SA4QE - The Slickman A4 Quotation Event

This fan event began in 2002 as a unique way of spreading the words of Russell Hoban. Every 4th February (Russell's birthday), readers around the world write their favourite quotations from his books on sheets of yellow A4 paper (the sort he used) and leave them in public places, and/or share them on social media with the hashtags #sa4qe and #russellhoban. Contributed photos and commentary were posted from 2002 to 2012 on the SA4QE site and then following this site's launch in 2012 new posts were uploaded here until 2022. This site no longer includes new contributions, but fans are welcome to continue celebrating! If you need a single sheet of yellow A4 and have enough yellow ink in your printer you can download this PDF. Below are some random quotations shared in previous years.

“If we'd been edible we'd never have lasted this long.” 

“The things that matter don't necessarily make sense.”

Always in November there comes such a night, blue-black and shining and wild with rain and wind and brown leaves blowing. In the morning suddenly the plane trees on the far side of the common are bare winter trees.

"What ben makes tracks for what wil be. Words in the air pirnt foot steps on the groun for us to put our feet in to. May be a nother 100 years and kids wil sing a rime of Riddley Walker and Abel Goodparley with ther circel game."

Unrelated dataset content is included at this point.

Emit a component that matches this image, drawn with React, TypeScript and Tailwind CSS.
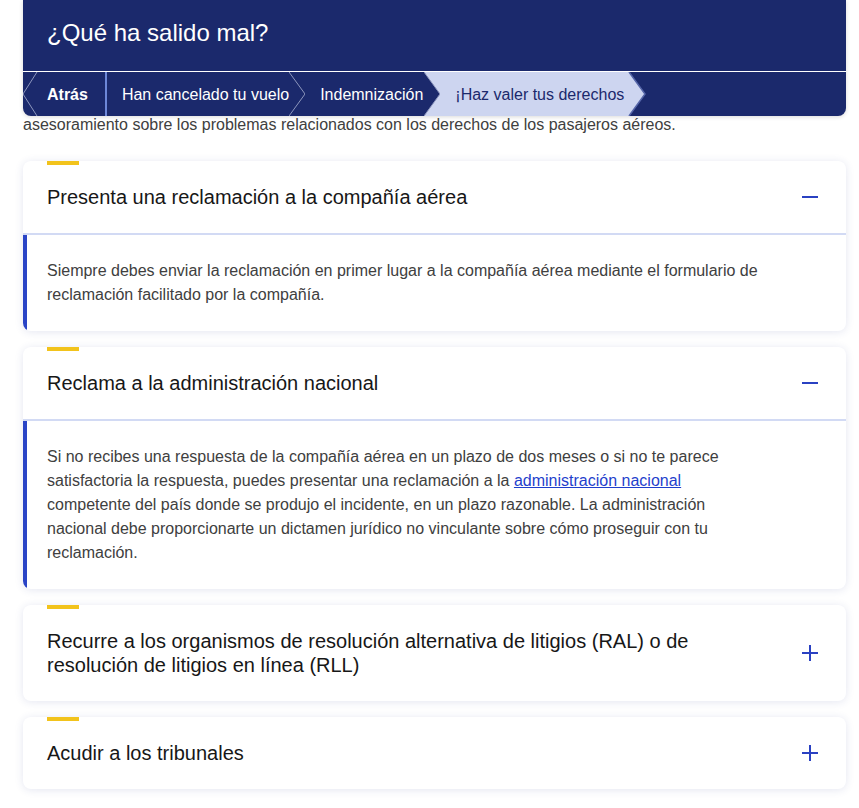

“In the storm a safe place, a calm and wild place.  Oh the great secret.  The forever-moment that has always been and will always be, the centre to which the universe configures itself.  The magic place, the good blackness.  The dancing of the heat on the infinite sands, the pyramids, the ziggurats, the lightning and the sphinxes of it, the pleasant palaces and rainbows.  Now the satyrs are quiet and full-fed, now they sleep while the wild dogs howl.  Broken is the great vessel of the alone, the aloneness is all spilt out.  Broken the forty jars of silence wherein I crouched like forty dead thieves.  Broken, broken, broken the solitary madness where the lizard-men ran silent on the ceiling of my mind.  How they screamed and wept, how they dropped and one by one burst on the stone of Yes.  The Yes of the death of the lizard-men.”

Under the bed Death sat humming to itself while it cleaned its fingernails.  I never do get them really clean, it said.  It's a filthy job I've got but what's the use of complaining.  All the same I think I'd rather have been Youth or Spring or any number of things rather than what I am.  Not Youth, maybe.  That's a little wet and you'd hardly get to know people before they've moved on.  Spring's pretty much the same and it's a lady's job besides.  Action would be nice to be, I should think.

Elsewhere Action lay in his cell smoking and looking up at the ceiling.  What a career, he said.  I've spent more time in the nick than anywhere else.  Why couldn't I have been Death or something like that.  Steady work, security.

One assumes that the world simply is and is and is but it isn't, it is like music that we hear a moment at a time and put together in our heads. But this music, unlike other music, cannot be performed again.

The people who run the world now were children once. What went wrong? Why do perfectly good children become rotten grown-ups?